■ **Task brief**
Write out the material exactly. Do not include the pictures.

■ **Data provided**
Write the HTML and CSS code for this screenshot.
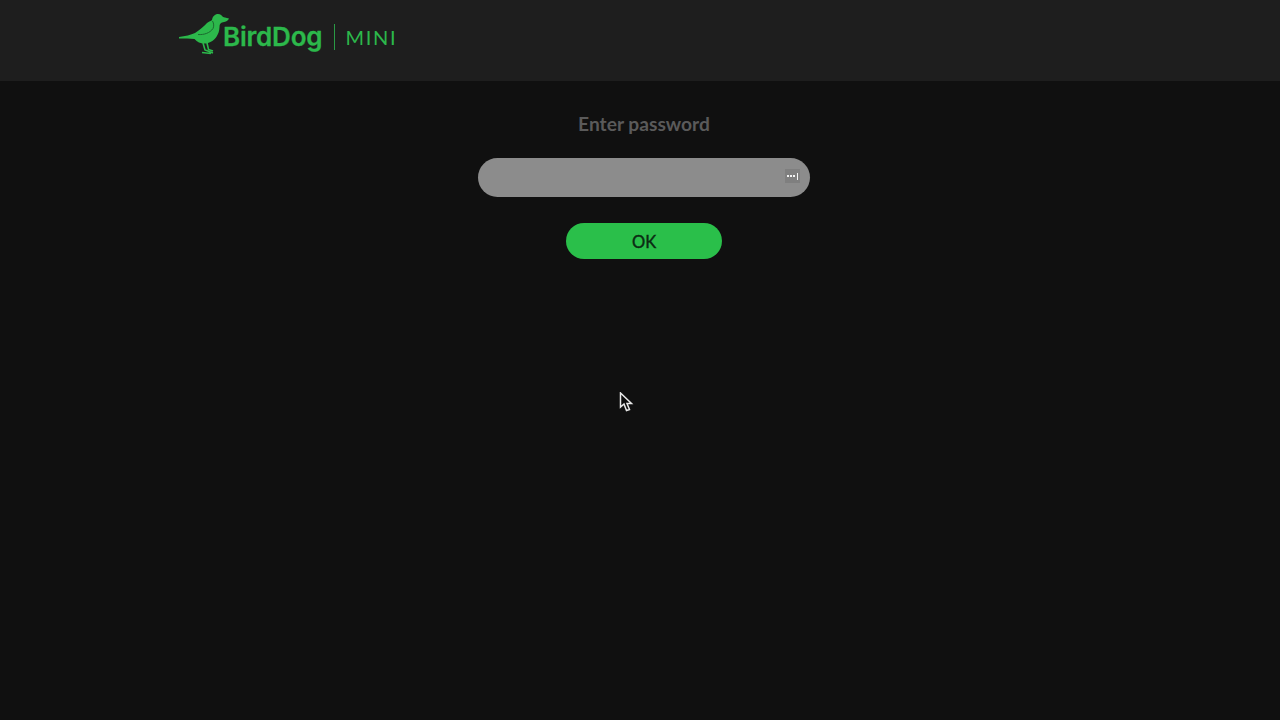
FILE: index.html
```html
<!DOCTYPE html>
<html lang="en">
<head>
<meta charset="utf-8">
<title>BirdDog MINI</title>
<link rel="stylesheet" href="styles.css">
</head>
<body>
<header class="topbar">
  <div class="logo">
    <svg class="bird" width="46" height="42" viewBox="0 0 46 42">
      <path class="bird-body" d="M1 24 C7 23 13 22 17 20 C22 17 26 13 29 10 C31 8.500 33 8 34 7 C34.500 3.500 37 1 40 1 C42.500 1 44 2.500 45 4 L51 5.500 C50.500 7.500 48 8.800 45 9.200 C42.500 9.800 41.500 11 41.500 14 C41.500 21 37 28 30 30 C25 31.500 20 30 16.500 26 C12 25 6 25.500 1 25.500 Z"/>
      <path class="bird-wing" d="M20 21.500 C26 22 32 20 35 15.500 C36 13.500 36 10.500 34.500 8"/>
      <path class="bird-legs" d="M25 30 L27 37 L35 40 M29 30 L30.500 36.500 L35 38 M24 39.500 L33 40.500"/>
    </svg>
    <span class="brand">BirdDog</span>
    <span class="divider"></span>
    <span class="model">MINI</span>
  </div>
</header>
<main class="content">
  <h1 class="title">Enter password</h1>
  <div class="field">
    <span class="key-icon"><i></i><i></i><i></i><b></b></span>
  </div>
  <button class="ok" type="button">OK</button>
</main>
<svg class="cursor" width="15" height="20" viewBox="0 0 15 20">
  <path d="M1.500 1 L1.500 15 L5 12 L7.500 18.500 L10.500 17.500 L8 11.500 L12.500 11.500 Z"/>
</svg>
</body>
</html>
```
FILE: styles.css
```css
* { box-sizing: border-box; }
html, body { margin: 0; height: 100%; }
body {
  background: #101010;
  font-family: "Lato", "Liberation Sans", sans-serif;
  overflow: hidden;
  position: relative;
}
.topbar {
  height: 81px;
  background: #1e1e1e;
  padding: 12px 0 0 178px;
}
.logo { display: flex; align-items: flex-start; height: 42px; }
.bird { flex: none; overflow: visible; margin-top: 1px; }
.bird-body { fill: #2cb84b; }
.bird-wing { fill: none; stroke: #1c6a2f; stroke-width: 1; }
.bird-legs { fill: none; stroke: #2cb84b; stroke-width: 1.600; }
.brand {
  margin: 7px 0 0 -1px;
  color: #2cb84b;
  font-family: "Inter", "Liberation Sans", sans-serif;
  font-size: 26px;
  line-height: 36px;
  font-weight: 600;
  letter-spacing: -0.200px;
  -webkit-text-stroke: 0.3px #2cb84b;
}
.divider {
  width: 1px;
  height: 26px;
  margin: 12px 10px 0 12px;
  background: #2a9a45;
}
.model {
  margin-top: 10px;
  color: #2cb84b;
  font-size: 20px;
  line-height: 30px;
  font-weight: 400;
  letter-spacing: 1.700px;
}
.content {
  display: flex;
  flex-direction: column;
  align-items: center;
  padding: 29px 0 0 8px;
}
.title {
  margin: 0;
  color: #5a5a5a;
  font-size: 19.200px;
  line-height: 28px;
  font-weight: 700;
}
.field {
  width: 332px;
  height: 39px;
  margin-top: 20px;
  padding: 11px 10px 0 0;
  border-radius: 20px;
  background: #8c8c8c;
  display: flex;
  justify-content: flex-end;
  align-items: flex-start;
}
.key-icon {
  width: 15px;
  height: 14px;
  background: #7f7f7f;
  display: flex;
  align-items: center;
  justify-content: center;
  gap: 1px;
}
.key-icon i { width: 2px; height: 2px; background: #f2f2f2; }
.key-icon b { width: 1px; height: 7px; margin-left: 1px; background: #f2f2f2; }
.ok {
  width: 156px;
  height: 36px;
  margin-top: 26px;
  border: 0;
  border-radius: 18px;
  background: #2abf4a;
  color: #0b2b13;
  font-family: "Lato", "Liberation Sans", sans-serif;
  font-size: 16.500px;
  font-weight: 400;
  -webkit-text-stroke: 0.4px #0b2b13;
  padding: 2px 0 0;
}
.cursor { position: absolute; left: 619px; top: 392px; }
.cursor path { fill: #0c0c0c; stroke: #e8e8e8; stroke-width: 1.500; }
```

■ **Answer**
Write the HTML and CSS code for this screenshot.
FILE: index.html
```html
<!DOCTYPE html>
<html lang="en">
<head>
<meta charset="utf-8">
<title>BirdDog MINI</title>
<link rel="stylesheet" href="styles.css">
</head>
<body>
<header class="topbar">
  <div class="logo">
    <svg class="bird" width="46" height="42" viewBox="0 0 46 42">
      <path class="bird-body" d="M1 24 C7 23 13 22 17 20 C22 17 26 13 29 10 C31 8.500 33 8 34 7 C34.500 3.500 37 1 40 1 C42.500 1 44 2.500 45 4 L51 5.500 C50.500 7.500 48 8.800 45 9.200 C42.500 9.800 41.500 11 41.500 14 C41.500 21 37 28 30 30 C25 31.500 20 30 16.500 26 C12 25 6 25.500 1 25.500 Z"/>
      <path class="bird-wing" d="M20 21.500 C26 22 32 20 35 15.500 C36 13.500 36 10.500 34.500 8"/>
      <path class="bird-legs" d="M25 30 L27 37 L35 40 M29 30 L30.500 36.500 L35 38 M24 39.500 L33 40.500"/>
    </svg>
    <span class="brand">BirdDog</span>
    <span class="divider"></span>
    <span class="model">MINI</span>
  </div>
</header>
<main class="content">
  <h1 class="title">Enter password</h1>
  <div class="field">
    <span class="key-icon"><i></i><i></i><i></i><b></b></span>
  </div>
  <button class="ok" type="button">OK</button>
</main>
<svg class="cursor" width="15" height="20" viewBox="0 0 15 20">
  <path d="M1.500 1 L1.500 15 L5 12 L7.500 18.500 L10.500 17.500 L8 11.500 L12.500 11.500 Z"/>
</svg>
</body>
</html>
```
FILE: styles.css
```css
* { box-sizing: border-box; }
html, body { margin: 0; height: 100%; }
body {
  background: #101010;
  font-family: "Lato", "Liberation Sans", sans-serif;
  overflow: hidden;
  position: relative;
}
.topbar {
  height: 81px;
  background: #1e1e1e;
  padding: 12px 0 0 178px;
}
.logo { display: flex; align-items: flex-start; height: 42px; }
.bird { flex: none; overflow: visible; margin-top: 1px; }
.bird-body { fill: #2cb84b; }
.bird-wing { fill: none; stroke: #1c6a2f; stroke-width: 1; }
.bird-legs { fill: none; stroke: #2cb84b; stroke-width: 1.600; }
.brand {
  margin: 7px 0 0 -1px;
  color: #2cb84b;
  font-family: "Inter", "Liberation Sans", sans-serif;
  font-size: 26px;
  line-height: 36px;
  font-weight: 600;
  letter-spacing: -0.200px;
  -webkit-text-stroke: 0.3px #2cb84b;
}
.divider {
  width: 1px;
  height: 26px;
  margin: 12px 10px 0 12px;
  background: #2a9a45;
}
.model {
  margin-top: 10px;
  color: #2cb84b;
  font-size: 20px;
  line-height: 30px;
  font-weight: 400;
  letter-spacing: 1.700px;
}
.content {
  display: flex;
  flex-direction: column;
  align-items: center;
  padding: 29px 0 0 8px;
}
.title {
  margin: 0;
  color: #5a5a5a;
  font-size: 19.200px;
  line-height: 28px;
  font-weight: 700;
}
.field {
  width: 332px;
  height: 39px;
  margin-top: 20px;
  padding: 11px 10px 0 0;
  border-radius: 20px;
  background: #8c8c8c;
  display: flex;
  justify-content: flex-end;
  align-items: flex-start;
}
.key-icon {
  width: 15px;
  height: 14px;
  background: #7f7f7f;
  display: flex;
  align-items: center;
  justify-content: center;
  gap: 1px;
}
.key-icon i { width: 2px; height: 2px; background: #f2f2f2; }
.key-icon b { width: 1px; height: 7px; margin-left: 1px; background: #f2f2f2; }
.ok {
  width: 156px;
  height: 36px;
  margin-top: 26px;
  border: 0;
  border-radius: 18px;
  background: #2abf4a;
  color: #0b2b13;
  font-family: "Lato", "Liberation Sans", sans-serif;
  font-size: 16.500px;
  font-weight: 400;
  -webkit-text-stroke: 0.4px #0b2b13;
  padding: 2px 0 0;
}
.cursor { position: absolute; left: 619px; top: 392px; }
.cursor path { fill: #0c0c0c; stroke: #e8e8e8; stroke-width: 1.500; }
```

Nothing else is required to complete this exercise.